The program touched on a variety of subjects such as the distinction between combatants and civilians, protection of civilians, history and application of international humanitarian law, behavior during warfare, the link between human rights and humanitarian law, occupation, the conduct of war, the global war on terror, peace operations, genocide, high-tech warfare, counterinsurgency, and a case study on Darfur.

The closing event, “Challenges and Perspectives,” was held July 20 at the Radcliffe Gymnasium. It featured a panel of authorities on international law examining whether or not new laws are needed.

On the panel were Bruderlein; Antoine Bouvier, the International Committee of the Red Cross’ legal adviser delegate to academic circles; Anthony Dworkin, executive director of the nonprofit Crimes of War Project; Mohammad-Mahmoud Ould Mohamedou, associate director of the Program on Humanitarian Policy and Conflict Research; Naz Modirzadeh, senior associate at the Program on Humanitarian Policy and Conflict Research; and Jennifer Leaning, professor of the practice of international health at the Harvard School of Public Health and a faculty member at the Radcliffe Institute for Advanced Study.

Though panelists disagreed over whether new laws are needed, they agreed that the problem stems from the nature of today’s conflicts, which often provide little distinction between combatants and civilians. That, in turn, stems from the imbalance between combatants in many conflicts.
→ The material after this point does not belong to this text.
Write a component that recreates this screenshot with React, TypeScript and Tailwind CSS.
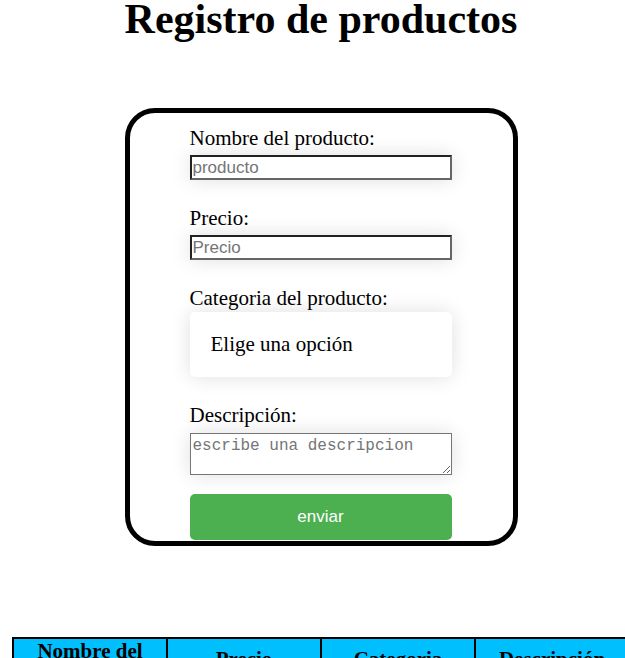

Instead of nations squaring off and abiding by the rules of war, nationless organizations are in several cases waging war with nations.

The way those groups level the playing field is by being elusive and hiding in the civilian populations, putting civilians at risk and blurring the line between combatants and noncombatants.

Though this “asymmetry” is a feature of today’s conflicts, Bouvier said it’s not entirely new, offering the example of the Polish cavalry facing Nazi tanks in World War II. Other panelists said that, though the rules were codified in 1949, they really reflect accepted practice during warfare that had been observed for centuries.

One current problem with the international humanitarian laws today, however, is that they’re widely viewed as a Western construct, and by abiding by them some leaders, particularly of guerilla groups, say they’d be at a major disadvantage. Bruderlein said that any move to revise the current law should involve as many different states and cultures as possible to give the resulting guidelines as broad legitimacy as possible. Mohamedou said the laws need to be cast as representing universal values, and the idealism surrounding them recaptured.